I come from a long line of horse people.  Allow me to introduce you to my Great Great Grandfather, George Washington Ivey and his horse Rondo.

Grandpa Ivey worked cattle, and like all good cattlemen, he relied heavily on the skill of his horse.  Grandpa knew Rondo, a stud horse, was high-spirited and a little crazy when he bought him, but that was why he wanted him.  He worked long hard hours in the saddle and needed an alert horse to be aware of his surroundings and to warn Grandpa if something was awry.

One evening, after a hard day of working cattle, Grandpa rode up on a closed gate and got off Rondo to open it.  When he turned his back on Rondo, the horse took advantage of that unguarded moment and reared up, coming down on top of Grandpa.  With pounding hoofs and gnashing teeth, Rondo almost killed Grandpa .  After a long struggle with the horse, Grandpa was left with a crushed eye socket, a permanently blinded eye, broken cheek and badly mauled hand.  He somehow managed to gain control of the horse and with sheer will and determination he rode Rondo back home.

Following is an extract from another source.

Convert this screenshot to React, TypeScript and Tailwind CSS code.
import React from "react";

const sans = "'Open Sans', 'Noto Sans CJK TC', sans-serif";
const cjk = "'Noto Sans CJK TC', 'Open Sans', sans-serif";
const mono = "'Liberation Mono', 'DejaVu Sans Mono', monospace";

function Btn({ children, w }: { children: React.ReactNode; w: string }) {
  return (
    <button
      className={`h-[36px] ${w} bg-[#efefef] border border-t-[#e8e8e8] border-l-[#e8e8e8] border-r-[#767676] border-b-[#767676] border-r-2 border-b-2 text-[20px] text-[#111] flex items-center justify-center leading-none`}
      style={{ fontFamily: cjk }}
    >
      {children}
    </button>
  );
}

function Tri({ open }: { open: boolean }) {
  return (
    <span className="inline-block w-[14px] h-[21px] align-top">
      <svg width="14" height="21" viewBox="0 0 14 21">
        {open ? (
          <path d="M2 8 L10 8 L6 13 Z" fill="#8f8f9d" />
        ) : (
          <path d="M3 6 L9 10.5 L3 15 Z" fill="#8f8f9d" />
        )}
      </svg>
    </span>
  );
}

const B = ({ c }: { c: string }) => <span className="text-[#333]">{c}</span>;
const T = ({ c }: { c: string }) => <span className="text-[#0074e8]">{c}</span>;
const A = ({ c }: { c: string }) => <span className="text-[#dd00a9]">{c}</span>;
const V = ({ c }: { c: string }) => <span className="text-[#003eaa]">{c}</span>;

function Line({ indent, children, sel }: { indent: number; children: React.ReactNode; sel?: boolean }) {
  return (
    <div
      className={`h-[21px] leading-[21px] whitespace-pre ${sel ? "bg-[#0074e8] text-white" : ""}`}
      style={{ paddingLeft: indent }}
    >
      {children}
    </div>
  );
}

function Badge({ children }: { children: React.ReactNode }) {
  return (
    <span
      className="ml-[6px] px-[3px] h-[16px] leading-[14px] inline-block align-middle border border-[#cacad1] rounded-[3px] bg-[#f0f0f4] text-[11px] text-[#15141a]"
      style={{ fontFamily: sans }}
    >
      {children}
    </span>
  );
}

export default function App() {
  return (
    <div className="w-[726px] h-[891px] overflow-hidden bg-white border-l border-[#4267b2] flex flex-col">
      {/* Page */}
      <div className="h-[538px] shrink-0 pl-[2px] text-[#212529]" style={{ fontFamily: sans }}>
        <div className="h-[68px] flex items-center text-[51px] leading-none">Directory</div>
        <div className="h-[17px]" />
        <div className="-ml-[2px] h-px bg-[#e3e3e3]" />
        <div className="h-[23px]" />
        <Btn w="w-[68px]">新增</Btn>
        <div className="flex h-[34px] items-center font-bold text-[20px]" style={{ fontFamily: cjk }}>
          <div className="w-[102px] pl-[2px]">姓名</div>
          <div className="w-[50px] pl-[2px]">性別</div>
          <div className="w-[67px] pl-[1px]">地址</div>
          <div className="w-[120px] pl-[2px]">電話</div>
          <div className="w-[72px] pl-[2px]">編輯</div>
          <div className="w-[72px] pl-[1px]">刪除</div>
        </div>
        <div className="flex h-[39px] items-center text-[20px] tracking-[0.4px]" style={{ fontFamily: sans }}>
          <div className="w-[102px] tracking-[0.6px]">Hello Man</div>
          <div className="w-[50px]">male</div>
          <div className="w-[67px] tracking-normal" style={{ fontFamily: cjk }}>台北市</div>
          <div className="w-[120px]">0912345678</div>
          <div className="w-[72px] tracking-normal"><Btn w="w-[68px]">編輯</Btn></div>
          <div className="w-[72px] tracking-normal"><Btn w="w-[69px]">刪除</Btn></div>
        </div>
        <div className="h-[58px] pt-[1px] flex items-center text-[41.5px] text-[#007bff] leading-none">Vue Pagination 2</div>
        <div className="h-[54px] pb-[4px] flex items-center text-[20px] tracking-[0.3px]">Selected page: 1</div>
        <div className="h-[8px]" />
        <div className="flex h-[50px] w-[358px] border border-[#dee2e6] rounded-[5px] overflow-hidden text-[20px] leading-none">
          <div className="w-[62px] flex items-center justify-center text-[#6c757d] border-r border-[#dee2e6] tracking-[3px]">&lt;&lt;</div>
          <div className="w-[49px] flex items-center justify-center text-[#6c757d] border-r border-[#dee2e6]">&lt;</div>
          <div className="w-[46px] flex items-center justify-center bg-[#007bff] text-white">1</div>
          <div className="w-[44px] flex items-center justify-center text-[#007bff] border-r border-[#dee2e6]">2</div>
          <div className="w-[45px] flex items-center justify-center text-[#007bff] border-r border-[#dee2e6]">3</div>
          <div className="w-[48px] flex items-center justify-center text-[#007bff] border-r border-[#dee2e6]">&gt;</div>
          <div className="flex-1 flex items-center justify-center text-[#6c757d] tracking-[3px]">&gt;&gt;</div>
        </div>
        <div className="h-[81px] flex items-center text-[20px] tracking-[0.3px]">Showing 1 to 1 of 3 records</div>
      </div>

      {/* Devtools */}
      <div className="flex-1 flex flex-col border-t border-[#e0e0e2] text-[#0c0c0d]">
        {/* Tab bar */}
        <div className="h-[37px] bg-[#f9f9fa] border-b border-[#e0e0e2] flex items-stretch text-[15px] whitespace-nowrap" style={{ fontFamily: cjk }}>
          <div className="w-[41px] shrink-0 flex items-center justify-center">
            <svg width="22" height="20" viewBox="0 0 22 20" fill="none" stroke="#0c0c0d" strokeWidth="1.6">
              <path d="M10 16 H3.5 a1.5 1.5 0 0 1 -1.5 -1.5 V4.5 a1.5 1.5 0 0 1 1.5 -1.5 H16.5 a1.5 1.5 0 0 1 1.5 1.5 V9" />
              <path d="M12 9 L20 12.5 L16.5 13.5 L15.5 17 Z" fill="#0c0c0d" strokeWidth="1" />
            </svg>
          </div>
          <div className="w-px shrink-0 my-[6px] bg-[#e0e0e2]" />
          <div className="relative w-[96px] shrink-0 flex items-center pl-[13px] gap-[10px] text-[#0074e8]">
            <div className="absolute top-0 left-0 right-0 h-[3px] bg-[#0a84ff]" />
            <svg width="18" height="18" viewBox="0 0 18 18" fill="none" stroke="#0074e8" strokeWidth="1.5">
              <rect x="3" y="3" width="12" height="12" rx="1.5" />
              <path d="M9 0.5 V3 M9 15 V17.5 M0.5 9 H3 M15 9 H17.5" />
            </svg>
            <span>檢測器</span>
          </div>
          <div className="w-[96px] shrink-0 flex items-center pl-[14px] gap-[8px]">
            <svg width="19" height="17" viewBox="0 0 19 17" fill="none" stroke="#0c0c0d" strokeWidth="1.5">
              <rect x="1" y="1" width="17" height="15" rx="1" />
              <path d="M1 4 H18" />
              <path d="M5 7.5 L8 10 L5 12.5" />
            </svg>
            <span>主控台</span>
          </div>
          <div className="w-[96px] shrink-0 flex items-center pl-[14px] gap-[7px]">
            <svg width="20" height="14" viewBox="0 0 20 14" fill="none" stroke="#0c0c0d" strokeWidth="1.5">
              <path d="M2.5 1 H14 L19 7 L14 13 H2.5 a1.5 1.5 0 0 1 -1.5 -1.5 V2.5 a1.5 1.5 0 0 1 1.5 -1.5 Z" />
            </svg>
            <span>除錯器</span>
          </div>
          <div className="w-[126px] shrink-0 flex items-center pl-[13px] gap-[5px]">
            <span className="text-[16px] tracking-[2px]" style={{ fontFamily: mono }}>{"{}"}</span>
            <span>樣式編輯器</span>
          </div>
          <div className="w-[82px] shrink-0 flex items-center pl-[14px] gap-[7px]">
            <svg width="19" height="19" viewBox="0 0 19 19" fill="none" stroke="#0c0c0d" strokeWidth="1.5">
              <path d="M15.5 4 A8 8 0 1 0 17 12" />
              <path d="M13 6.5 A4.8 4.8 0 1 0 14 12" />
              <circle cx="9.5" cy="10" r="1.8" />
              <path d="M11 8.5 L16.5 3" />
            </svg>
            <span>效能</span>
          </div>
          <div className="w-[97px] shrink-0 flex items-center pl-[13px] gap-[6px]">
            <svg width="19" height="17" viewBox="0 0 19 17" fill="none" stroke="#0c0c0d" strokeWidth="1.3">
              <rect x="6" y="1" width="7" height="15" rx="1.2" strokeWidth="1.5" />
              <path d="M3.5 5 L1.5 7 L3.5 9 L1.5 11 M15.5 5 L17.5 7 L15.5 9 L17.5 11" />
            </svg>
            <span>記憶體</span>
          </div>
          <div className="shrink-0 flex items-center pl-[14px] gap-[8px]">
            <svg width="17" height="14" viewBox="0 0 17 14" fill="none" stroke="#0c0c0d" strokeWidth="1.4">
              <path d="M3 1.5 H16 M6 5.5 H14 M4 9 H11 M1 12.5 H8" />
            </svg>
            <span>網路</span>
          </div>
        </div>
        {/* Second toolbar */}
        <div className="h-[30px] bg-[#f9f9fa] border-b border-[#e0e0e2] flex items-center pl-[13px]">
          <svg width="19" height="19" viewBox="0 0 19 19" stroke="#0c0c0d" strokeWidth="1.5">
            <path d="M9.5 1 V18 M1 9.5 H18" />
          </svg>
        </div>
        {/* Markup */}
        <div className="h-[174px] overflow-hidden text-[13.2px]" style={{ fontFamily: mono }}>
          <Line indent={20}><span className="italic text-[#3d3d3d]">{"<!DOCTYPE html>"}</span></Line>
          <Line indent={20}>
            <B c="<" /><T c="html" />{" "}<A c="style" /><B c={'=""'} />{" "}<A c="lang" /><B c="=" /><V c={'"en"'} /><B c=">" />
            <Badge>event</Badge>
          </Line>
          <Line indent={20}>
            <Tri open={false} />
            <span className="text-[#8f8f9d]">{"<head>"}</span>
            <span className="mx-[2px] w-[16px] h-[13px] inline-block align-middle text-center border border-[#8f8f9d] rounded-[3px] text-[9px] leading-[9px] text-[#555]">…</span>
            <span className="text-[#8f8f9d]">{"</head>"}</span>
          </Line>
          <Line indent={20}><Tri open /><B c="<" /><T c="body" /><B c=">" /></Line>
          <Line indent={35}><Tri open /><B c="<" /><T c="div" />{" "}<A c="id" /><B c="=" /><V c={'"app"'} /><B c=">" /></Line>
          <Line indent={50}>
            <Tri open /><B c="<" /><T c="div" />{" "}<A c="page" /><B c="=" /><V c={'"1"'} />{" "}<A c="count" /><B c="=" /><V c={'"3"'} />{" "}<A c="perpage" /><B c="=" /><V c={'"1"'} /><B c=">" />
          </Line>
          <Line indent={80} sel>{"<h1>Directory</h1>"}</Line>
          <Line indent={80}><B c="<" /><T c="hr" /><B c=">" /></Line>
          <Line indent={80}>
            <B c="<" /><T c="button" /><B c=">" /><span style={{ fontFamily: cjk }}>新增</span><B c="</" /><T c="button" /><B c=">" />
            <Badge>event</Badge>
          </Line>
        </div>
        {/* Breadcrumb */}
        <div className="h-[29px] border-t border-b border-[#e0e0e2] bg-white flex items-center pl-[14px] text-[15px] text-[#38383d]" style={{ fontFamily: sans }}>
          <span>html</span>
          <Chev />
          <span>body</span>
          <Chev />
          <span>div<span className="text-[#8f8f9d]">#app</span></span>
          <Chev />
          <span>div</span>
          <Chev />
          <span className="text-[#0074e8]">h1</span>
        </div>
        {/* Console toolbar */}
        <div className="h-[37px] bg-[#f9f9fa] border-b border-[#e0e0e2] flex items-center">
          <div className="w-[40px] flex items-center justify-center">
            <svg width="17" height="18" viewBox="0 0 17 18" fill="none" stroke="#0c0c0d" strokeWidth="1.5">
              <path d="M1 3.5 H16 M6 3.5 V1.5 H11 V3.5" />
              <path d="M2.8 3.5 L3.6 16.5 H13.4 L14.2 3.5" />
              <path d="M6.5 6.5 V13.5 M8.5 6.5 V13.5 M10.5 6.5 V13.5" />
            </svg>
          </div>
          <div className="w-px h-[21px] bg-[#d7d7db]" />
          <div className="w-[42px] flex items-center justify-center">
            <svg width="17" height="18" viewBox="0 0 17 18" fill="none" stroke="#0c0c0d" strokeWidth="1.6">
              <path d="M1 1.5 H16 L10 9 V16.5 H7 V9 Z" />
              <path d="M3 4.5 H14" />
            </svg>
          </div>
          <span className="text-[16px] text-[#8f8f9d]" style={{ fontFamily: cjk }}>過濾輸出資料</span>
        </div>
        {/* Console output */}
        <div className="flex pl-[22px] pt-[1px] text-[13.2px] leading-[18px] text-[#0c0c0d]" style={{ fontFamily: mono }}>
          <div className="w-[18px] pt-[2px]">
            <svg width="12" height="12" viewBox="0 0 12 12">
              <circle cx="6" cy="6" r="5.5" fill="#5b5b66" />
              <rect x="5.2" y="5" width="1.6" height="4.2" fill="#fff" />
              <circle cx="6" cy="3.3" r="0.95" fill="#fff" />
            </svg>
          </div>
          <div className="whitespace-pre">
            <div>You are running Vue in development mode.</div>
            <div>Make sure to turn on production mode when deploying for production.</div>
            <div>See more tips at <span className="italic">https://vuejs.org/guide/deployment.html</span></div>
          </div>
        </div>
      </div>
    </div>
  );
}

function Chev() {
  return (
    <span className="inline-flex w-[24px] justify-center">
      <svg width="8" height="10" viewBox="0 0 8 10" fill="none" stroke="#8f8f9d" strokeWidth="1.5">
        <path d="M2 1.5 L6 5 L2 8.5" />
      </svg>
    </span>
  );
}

Upon arriving home, later than usual, his concerned family ran out to great him.  Bloody and beaten, he dismounted his horse, tied him to the fence post and tumbled to the ground.  When his teenaged son’s saw what the horse had done, they immediately got the gun to shoot Rondo, but Grandpa wouldn’t let them saying “No you aint killin him, it was my fault and that’s too good an ol horse to be shut of!”

This story was relayed to me by my 95 year old Mamaw.  George Washington Ivey was her Grandpa.  My Mamaw is tough as nails and quite a character in her own right.  She still lives in her own home and I’m sure she will be making an appearance here on my page before too long.  Yes, the roots of my raising run deep.